- Born: 13 January 1973 (age 53) Denmark
- Occupations: Actress, film director
- Notable work: My Life Directed by Nicolas Winding Refn
- Spouse: Nicolas Winding Refn (m. 2007; div. 2023)
- Children: 2
- Parent(s): Teit Jørgensen Lizzie Corfixen

= Liv Corfixen =

Danish actress and documentary filmmaker

Liv Corfixen (born 13 January 1973) is a Danish actress and documentary filmmaker.

== Career ==
Corfixen worked as an actress in Denmark, appearing in a small roles in Susanne Bier's The One and Only and her husband Nicolas Winding Refn's films Pusher, Bleeder, and Fear X. While Refn was filming Only God Forgives, Corfixen and their children moved to Bangkok for six months to accompany him.
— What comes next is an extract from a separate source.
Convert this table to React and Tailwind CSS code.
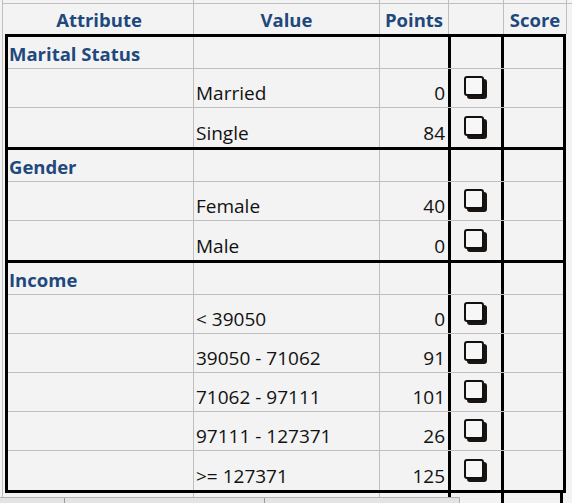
import React from 'react'

const groups = [
  { title: 'Marital Status', items: [['Married', 0], ['Single', 84]] },
  { title: 'Gender', items: [['Female', 40], ['Male', 0]] },
  {
    title: 'Income',
    items: [
      ['< 39050', 0],
      ['39050 - 71062', 91],
      ['71062 - 97111', 101],
      ['97111 - 127371', 26],
      ['>= 127371', 125],
    ],
  },
]

const font = { fontFamily: '"Open Sans", Lato, sans-serif' }

const CheckBox = () => (
  <div className="w-[20px] h-[20px] border-2 border-[#111] rounded-[3px] bg-[#f7f7f7] shadow-[3px_3px_0_#1a1410]" />
)

const Row = ({ attr, value, points, check, last, tall }) => (
  <div className={`flex ${tall ? 'h-[39px]' : 'h-[32px]'} ${last ? '' : 'border-b border-[#bfbfbf]'}`}>
    <div className="w-[186px] border-r border-[#bfbfbf] flex items-end pl-[1px] pb-[3px] leading-[22px] text-[18.5px] font-bold text-[#1f497d]">
      {attr}
    </div>
    <div className="w-[186px] border-r border-[#bfbfbf] flex items-end pl-[2px] pb-[3px] leading-[22px] text-[#111]">
      {value}
    </div>
    <div className="w-[68px] flex items-end justify-end pr-[3px] pb-[3px] leading-[22px] text-[#111]">
      {points}
    </div>
    <div className="w-[56px] border-x-[3px] border-black flex items-end pl-[13px] pb-[11px]">
      {check && <CheckBox />}
    </div>
    <div className="flex-1" />
  </div>
)

export default function App() {
  return (
    <div className="relative w-[572px] h-[503px] overflow-hidden bg-[#f3f3f3] text-[19px] flex" style={font}>
      {/* left strip with the column gridline */}
      <div className="w-[5px] shrink-0">
        <div className="ml-[2px] h-full border-l border-[#bfbfbf]">
          <div className="h-[4px] border-b border-[#bfbfbf]" />
        </div>
      </div>

      <div className="flex-1 flex flex-col">
        {/* partial row above the header */}
        <div className="flex h-[4px] border-b border-[#bfbfbf]">
          <div className="w-[189px] border-r border-[#bfbfbf]" />
          <div className="w-[186px] border-r border-[#bfbfbf]" />
          <div className="w-[69px] border-r border-[#bfbfbf]" />
          <div className="w-[55px] border-r border-[#bfbfbf]" />
          <div className="w-[63px] border-r border-[#bfbfbf]" />
        </div>

        {/* header */}
        <div className="flex h-[30px] font-bold text-[18.5px] text-[#1f497d] leading-[22px]">
          <div className="w-[189px] border-r border-[#bfbfbf] flex items-end justify-center pb-[3px]">Attribute</div>
          <div className="w-[186px] border-r border-[#bfbfbf] flex items-end justify-center pb-[3px]">Value</div>
          <div className="w-[69px] border-r border-[#bfbfbf] flex items-end justify-center pb-[3px]">Points</div>
          <div className="w-[55px] border-r border-[#bfbfbf]" />
          <div className="w-[63px] border-r border-[#bfbfbf] flex items-end justify-center pb-[3px]">Score</div>
        </div>

        {/* body groups */}
        <div className="w-[561px]">
          {groups.map((g, gi) => (
            <div
              key={g.title}
              className={`border-t-[3px] border-x-[3px] border-black ${gi === groups.length - 1 ? 'border-b-[3px]' : ''}`}
            >
              <Row attr={g.title} />
              {g.items.map(([v, p], i) => (
                <Row key={v} value={v} points={p} check tall last={i === g.items.length - 1} />
              ))}
            </div>
          ))}
        </div>

        {/* next row, cut off */}
        <div className="flex flex-1 w-[561px]">
          <div className="w-[189px] border-r border-[#bfbfbf]" />
          <div className="w-[186px] border-r border-[#bfbfbf]" />
          <div className="w-[68px]" />
          <div className="w-[56px] border-x-[3px] border-black" />
          <div className="w-[59px] border-r-[3px] border-black" />
        </div>
      </div>

      {/* horizontal scrollbar over the bottom */}
      <div className="absolute left-0 bottom-0 w-[460px] h-[6px] bg-[#e4e4e4] border-t border-r border-[#b4b4b4] flex">
        <div className="w-[65px] border-r border-[#9a9a9a]" />
        <div className="w-[200px] border-r border-[#9a9a9a]" />
      </div>
    </div>
  )
}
While her husband was working and their daughters were in school, she began filming a behind-the-scenes look at Refn and his filmmaking process. The film was released as My Life Directed by Nicolas Winding Refn, which premiered at the 2014 Fantastic Fest and Beyond Fest. Through it, she explores the relationship between her and her husband, who happens to be a movie director. The documentary has received positive reviews from both events.

== Personal life ==
Corfixen is the daughter of cinematographer Teit Jørgensen. She was married to director Nicolas Winding Refn. Together they have two daughters.